1831-1928 yılları arasında yaşayan Türkmen halk ozanı Bağşı, telli saz Dutar’ın en büyük ustalarından. Bağşı’nın, İran Hanı’na esir düşen kardeşini, Dutar sayesinde kurtarışı üzerinden sahnelenen oyun seyirciden tam not aldı.
Türkmen yazar Nurmurad Sarıhanov’un “Şükür
Bağşı’nın Hikayesi” adlı kitabından sahneye aktarılan oyun, yaşanmış gerçek bir
hikayeden oluşuyor.
SAVAŞLA DEĞİL, SAZ VE SÖZLE GELEN ZAFER
İran Hanına esir düşen kardeşini kurtarmak için silahlı
çatışma veya fidye ile kurtarmayı öneren Obasına karşı çıkan Şükür Bağşı,
kardeşini elindeki Dutar ile kurtaracağını söyler ve İran’a giderek,
Han’a, kardeşini Dutar ile kurtarmaya geldiği haberini gönderir. Han,
Şükür Bağşı’yı kendi ozanı Gulam ile yarıştırır ve zorlu bir rekabetten sonra,
ustalığını kabul ederek, esir tuttuğu kardeşini Şükür Bağşı’ya teslim eder.

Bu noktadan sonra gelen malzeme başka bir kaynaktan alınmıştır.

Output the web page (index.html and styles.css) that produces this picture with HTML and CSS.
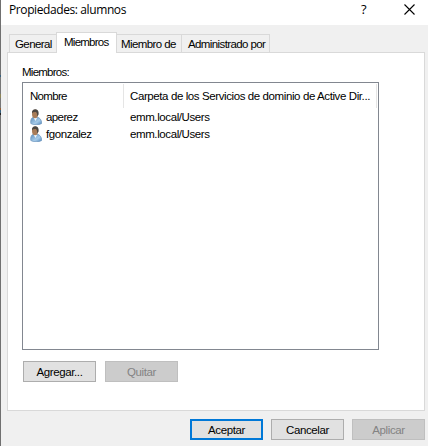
FILE: index.html
```html
<!DOCTYPE html>
<html lang="es">
<head>
<meta charset="utf-8">
<title>Propiedades: alumnos</title>
<link rel="stylesheet" href="styles.css">
</head>
<body>
<svg class="defs" width="0" height="0">
  <defs>
    <linearGradient id="coat" x1="0" y1="0" x2="1" y2="1"><stop offset="0" stop-color="#5d8fbd"/><stop offset=".6" stop-color="#a5cae8"/><stop offset="1" stop-color="#4f86bb"/></linearGradient>
    <symbol id="user" viewBox="0 0 12 16">
      <path d="M.8 14.500C.3 10.500 1.500 8.500 4 8h3c3 .8 4.700 3 4.700 6.500C9 16.300 3.500 16.300.8 14.500Z" fill="url(#coat)" stroke="#6b94bc" stroke-width=".7"/>
      <path d="M3.500 8.500 5.500 12 7.200 8.500Z" fill="#f4f8fb"/>
      <ellipse cx="5" cy="5" rx="3" ry="4.200" fill="#a87c58"/>
      <path d="M2 4.500C1.600 2 3 .3 5.300.3S9.200 2.400 8.500 5.800L7.200 7.500C7.300 4.800 6.800 3.500 5.800 3L3 3.200Z" fill="#4b4641"/>
    </symbol>
  </defs>
</svg>
<main class="dialog">
  <header class="titlebar">
    <h1 class="title">Propiedades: alumnos</h1>
    <span class="help">?</span>
    <svg class="close" width="11" height="11" viewBox="0 0 11 11"><path d="M.5.5l10 10M10.500.5l-10 10" fill="none" stroke="#000" stroke-width="1.100"/></svg>
  </header>
  <nav class="tabs">
    <span class="tab general">General</span>
    <span class="tab active">Miembros</span>
    <span class="tab memberof">Miembro de</span>
    <span class="tab managed">Administrado por</span>
  </nav>
  <section class="pane">
    <div class="label">Miembros:</div>
    <div class="list">
      <div class="row head"><span class="name">Nombre</span><span class="folder">Carpeta de los Servicios de dominio de Active Dir...</span></div>
      <div class="row"><span class="name"><svg class="icon"><use href="#user"/></svg><span class="short">aperez</span></span><span class="folder">emm.local/Users</span></div>
      <div class="row"><span class="name"><svg class="icon"><use href="#user"/></svg><span>fgonzalez</span></span><span class="folder">emm.local/Users</span></div>
    </div>
    <div class="actions"><button>Agregar...</button><button disabled>Quitar</button></div>
  </section>
  <footer class="footer"><button class="default">Aceptar</button><button>Cancelar</button><button disabled>Aplicar</button></footer>
</main>
</body>
</html>
```
FILE: styles.css
```css
* { box-sizing: border-box; }
body { margin: 0; width: 428px; height: 446px; overflow: hidden; background: #f0f0f0; color: #000; font: 11.5px/14px "Liberation Sans", Arial, sans-serif; letter-spacing: -.4px; white-space: nowrap; }
.defs { position: absolute; }
.dialog { height: 446px; padding-left: 1px; background: linear-gradient(#707070 75px, #38607c 75px 77px, #777 77px 94px, #8c8458 94px 98px, #777 98px 108px, #925d35 108px 110px, #38607c 110px 113px, #222 113px 115px, #707070 115px) left / 1px 100% no-repeat; display: flex; flex-direction: column; }
.titlebar { height: 25px; background: #fff; display: flex; padding-left: 8px; flex: none; }
.title { margin: 0; width: 352px; font: 12px/19px "Open Sans", sans-serif; letter-spacing: -.4px; }
.help { width: 43px; font: 13px/19px "Open Sans", sans-serif; }
.close { margin-top: 4px; }
.tabs { display: flex; align-items: flex-end; height: 27px; padding-left: 8px; flex: none; }
.tab { height: 18px; border: 1px solid #d9d9d9; border-bottom: 0; background: #f0f0f0; padding: 2px 0 0 5px; letter-spacing: -.6px; }
.general { width: 47px; border-right: 0; }
.active { width: 61px; height: 21px; margin-bottom: -1px; background: #fff; padding: 2px 0 0 7px; z-index: 1; letter-spacing: -.75px; }
.memberof { width: 65px; border-left: 0; padding-left: 4px; }
.managed { width: 88px; border-left: 0; padding-left: 6px; }
.pane { margin-left: 6px; width: 418px; height: 359px; border: 1px solid #d9d9d9; background: #fff; padding: 12px 0 0 14px; flex: none; }
.label { height: 17px; letter-spacing: -.75px; }
.list { width: 357px; height: 268px; border: 1px solid #828790; padding: 1px 0 0 0; }
.row { display: flex; height: 17px; line-height: 17px; }
.head { height: 24px; line-height: 24px; width: 354px; border-right: 1px solid #e5e5e5; margin-bottom: 1px; }
.name { width: 101px; padding-left: 7px; display: flex; flex: none; }
.head .name { border-right: 1px solid #e5e5e5; letter-spacing: -.7px; }
.short { letter-spacing: -.6px; }
.icon { width: 12px; height: 16px; margin-right: 4px; }
.folder { padding-left: 6px; }
.actions { display: flex; gap: 9px; margin: 11px 0 0 1px; }
button { width: 73px; height: 21px; padding: 0; border: 1px solid #adadad; background: #e1e1e1; color: #000; font: inherit; letter-spacing: inherit; }
button:disabled { background: #ccc; border-color: #bfbfbf; color: #838383; }
.default { border: 2px solid #0078d7; }
.footer { display: flex; gap: 8px; margin: 8px 0 0 189px; }
```
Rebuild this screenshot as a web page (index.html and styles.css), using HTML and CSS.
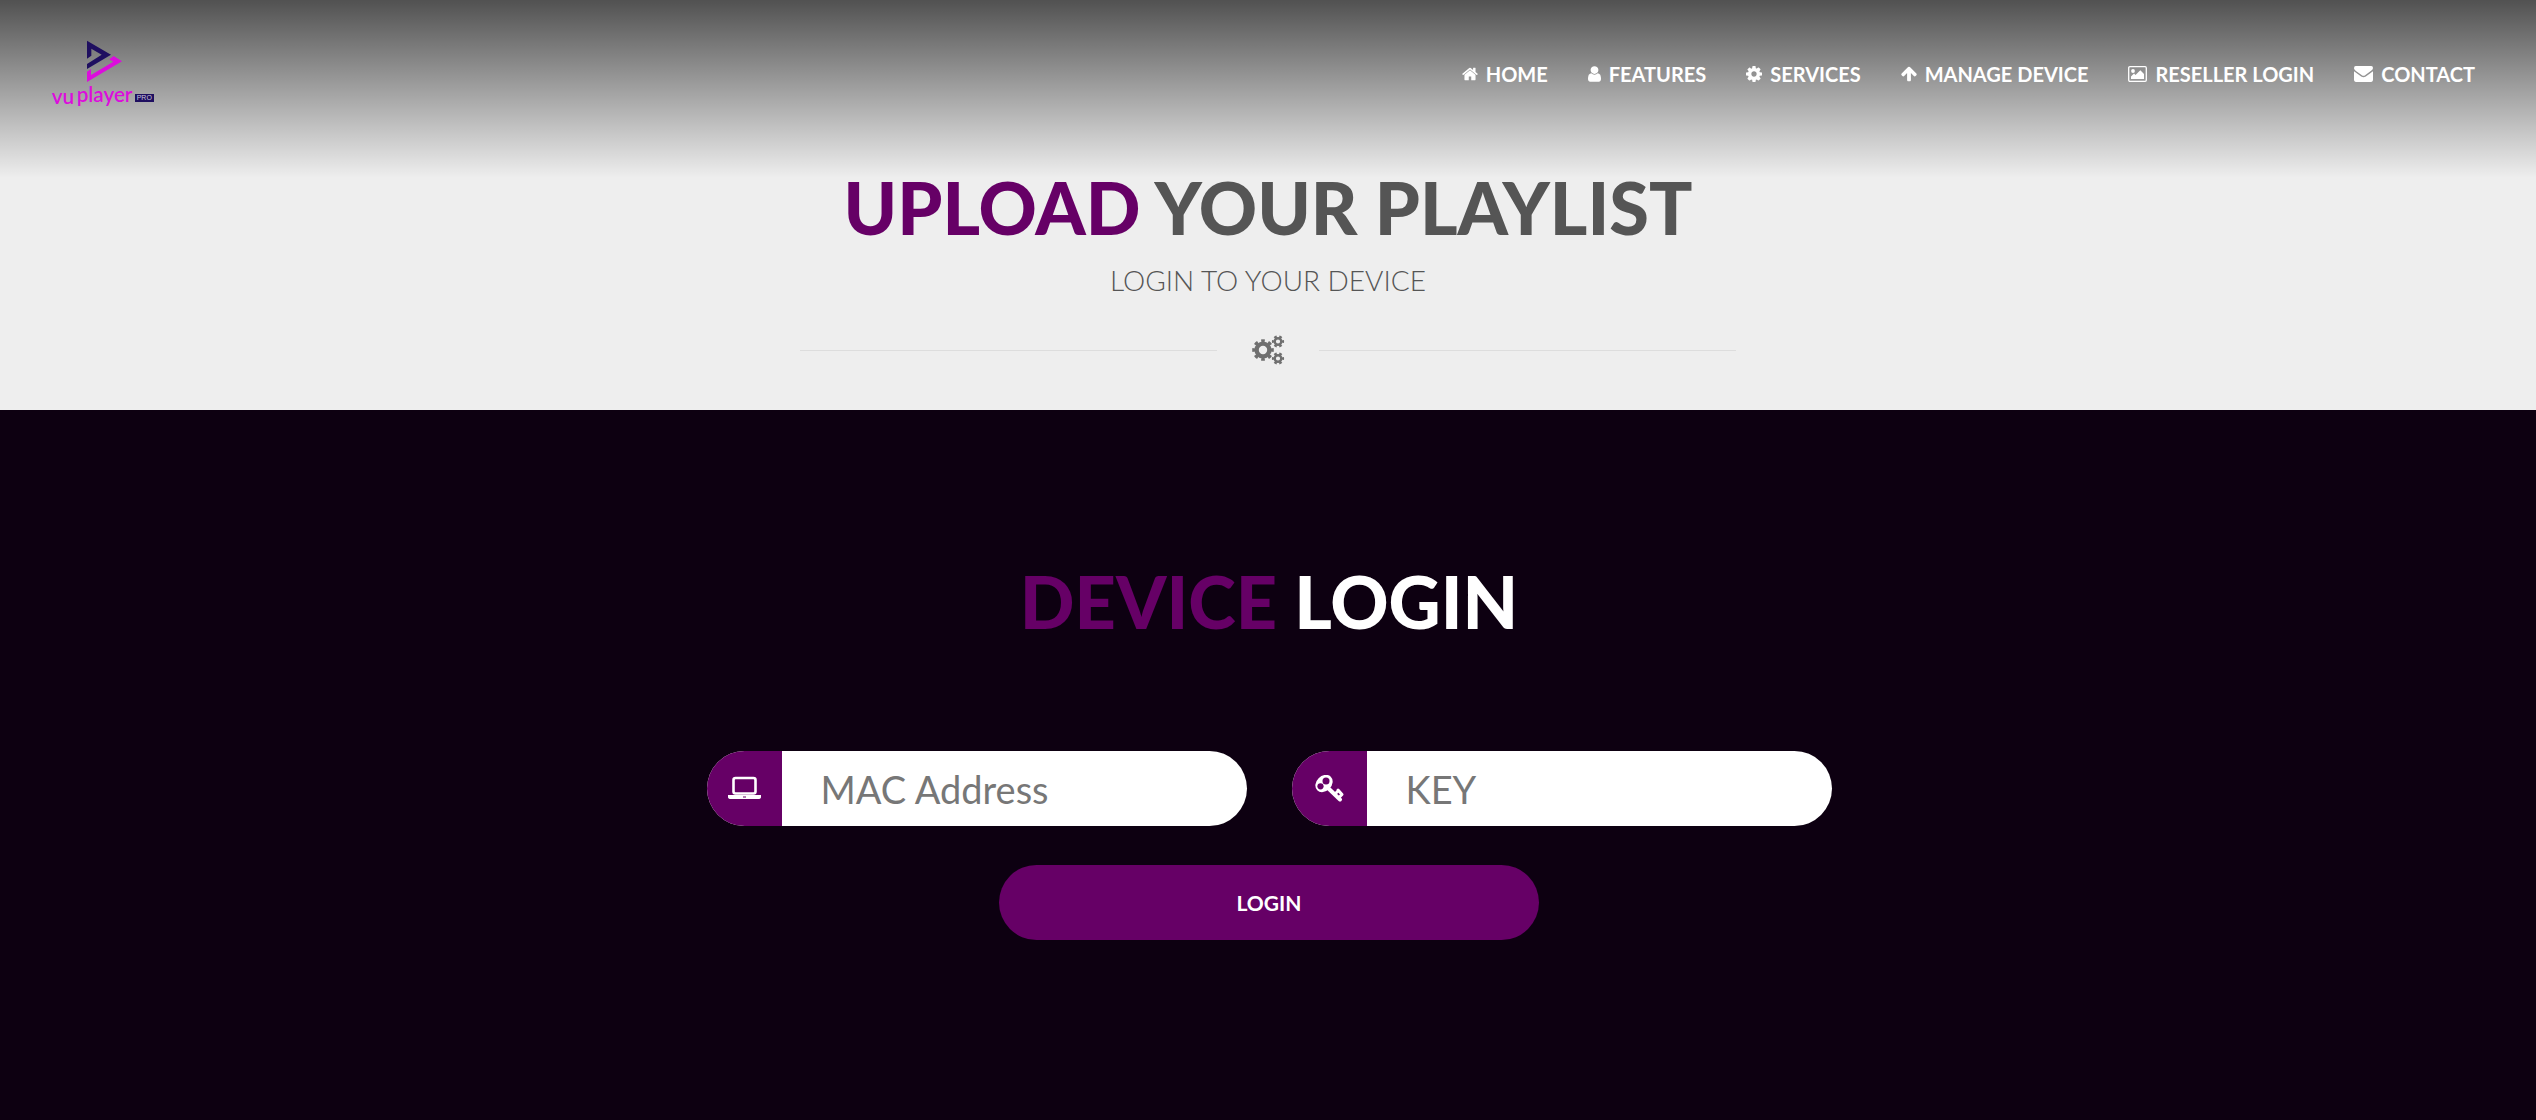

Türkmen geleneklerinde önemli bir yeri olan müzik; barış, dostluk ve kardeşlikte çok güçlü bir
araç olarak görülüyor. Türkmenler, tarihi olayları, isteklerini, duygularını
müzik ile ifade ederek bu geleneği nesilden nesile aktarıyor.